Philippe de Montebello, addressing the press at his eponymous exhibition.
There’s no point quarreling with the organizing principle behind the Metropolitan Museum’s The Philippe de Montebello Years, the tribute exhibition honoring its long-time director.
Arranging by order of acquisition some 300 objects acquired on Philippe’s watch by the museum’s 17 curatorial departments may leave some careening visitors with a sense of art-historical whiplash. But for staffers and Met Museumologists like me, who have lived through this history, it’s a nostalgic trip, with memories triggered as much by the names of illustrious donors—Linsky, Wrightsman, Annenberg, to name a few—as by the array of many familiar (and sometimes unfamiliar) objects.
What was missing, for me, was a more rounded sense of de Montebello’s major accomplishments and lasting contributions, including the vast expansion of gallery space and the unerring focus on quality and scholarship, in exhibitions as well as acquisitions.
Taking the show on its own terms, I would have liked it to have provided a greater sense of the interaction between the director and curators in vetting potential acquisitions. There’s a hint of that on a few of the object labels (particularly the one for an American quilt in the show—not an easy “yes” for Philippe). But there’s a lot more personal flavor on the audio tour, which features director-curator conversations. Particularly interesting are Philippe’s earnest struggles to be fair towards some types of art that he instinctively finds off-putting, if not repellent.
We learn, for example, that he generally dislikes Tibetan painting (“rigid pictures with very set iconographic programs”) and some German Expressionist art (“very gross” and “almost caricatural” depictions of prostitution), but he did endorse acquisitions of somewhat atypical works in each field: a very early (12th or 13th century) Tibetan painting, which Philippe felt showed more delicacy than later works (which, to his mind, are the “repetitive last exhalations of a dying style”); and a German Expressionist portrait that curator Sabine Rewald called, “one of the more benign pictures of Otto Dix“:
Otto Dix, “The Businessman Max Roesberg, Dresden,” 1922
As for the aforementioned American quilt, Philippe told American decorative arts curator Amelia Peck:
I haven’t changed that much of my mind on quilts, but you are persuasive and I recognize as a professional that it is very important, if you have under your charge a huge museum in which 5,000 years of art from all continents are represented, that not everything can appeal to one’s own taste.

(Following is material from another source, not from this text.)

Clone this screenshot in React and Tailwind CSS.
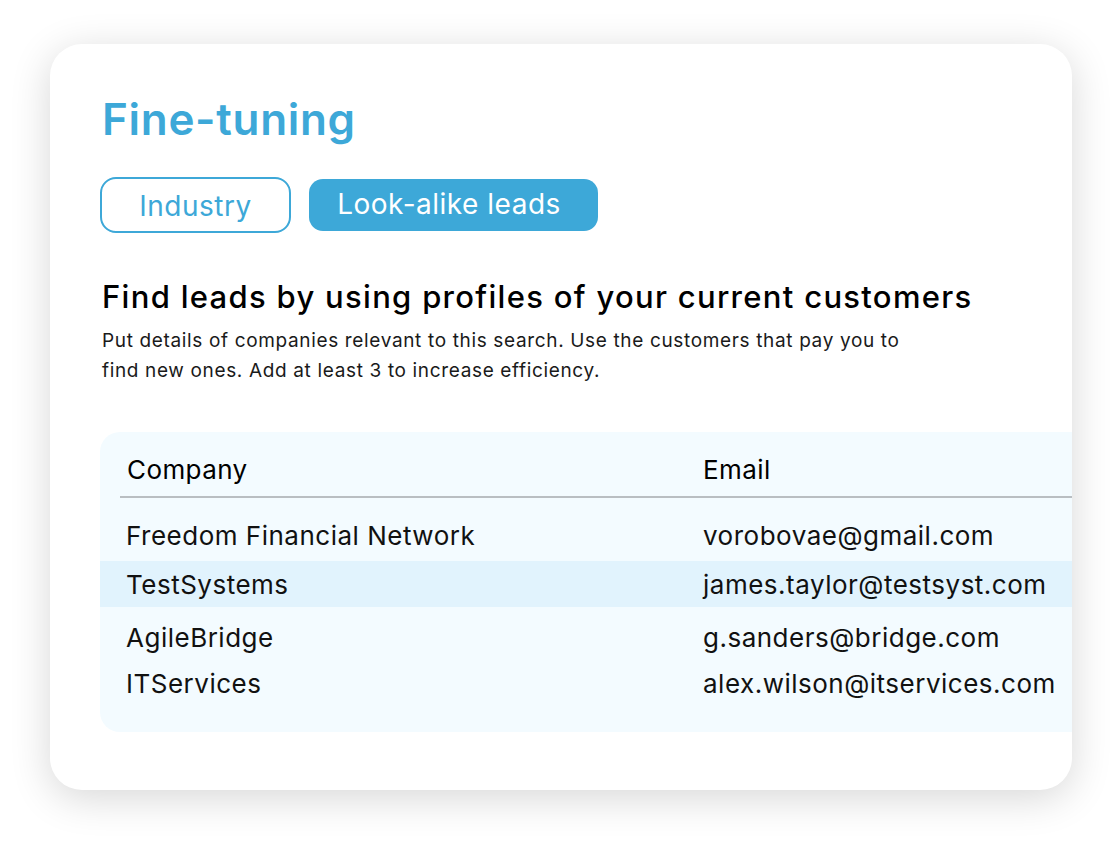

But the conversation I particularly appreciated involved Joan Aruz, head of the ancient Near East department. She said:
I was confronted with an extraordinary opportunity last year, and that was the shocking decision [emphasis added] made by the Albright-Knox Gallery in Buffalo to divest itself of the art of the ancient world. And among the treasures in that collection was one piece that I had had my eye on for quite some time. And I wondered how could I convince the director that this would be a work that we should purchase?
Philippe’s rejoinder:
It took a little bit of convincing because, after all, it’s really not an endearing object….So I went to the auction house and I stood in front of the object. And must say that its hardly suppressed energy was such that I felt it was going to break itself out of the vitrine. I knew that [given] its rarity and the uniqueness, the ability to acquire it would simply not recur in an age in which the purchase of antiquities is [because of heightened sensitivity about provenance issues] something that is almost relegated to the past.
My photo, below, of the installation of that vitrine-buster, “Striding Horned Demon,” Mesopotamia or Iran, ca. 3000 B.C., gives a good sense of the eclecticism of this installation. Behind it is an Egyptian ritual figure, 4th century B.C. Further back, on the right, is the famed Duccio “Madonna and Child,” ca. 1295-1300:
The irony of this acquisitions-centric tribute is that the ability of museums to acquire major masterpieces has, in fact, greatly diminished during the Philippe de Montebello years. He had publicly acknowledged that fact some time ago, when the museum’s annual acquisitions bulletin significantly changed its title from “Notable Acquisitions” to “Recent Acquisitions.”
But even this year, some major pieces have enriched the collection, including Domenichino‘s “The Lamentation,” whose arrival went unheralded by the NY Times, but was reported in May by James Gardner in the late, lamented NY Sun. Unlike most of the museum’s stellar acquisitions, this old master was acquired by purchase. Money from some 18 different acquisition funds had to be pooled to snare this:
Domenichino, “The Lamentation,” 1603, acquired this year
Speaking of which, the website for the Philippe Show not only includes an online catalogue (there will be no hardcopy) of all the objects, but also a chance to help jumpstart the Tom Campbell Years, by making a gift to the Philippe de Montebello Acquisitions Fund.
In these financially troubled times, no fundraising opportunity can be left unexplored.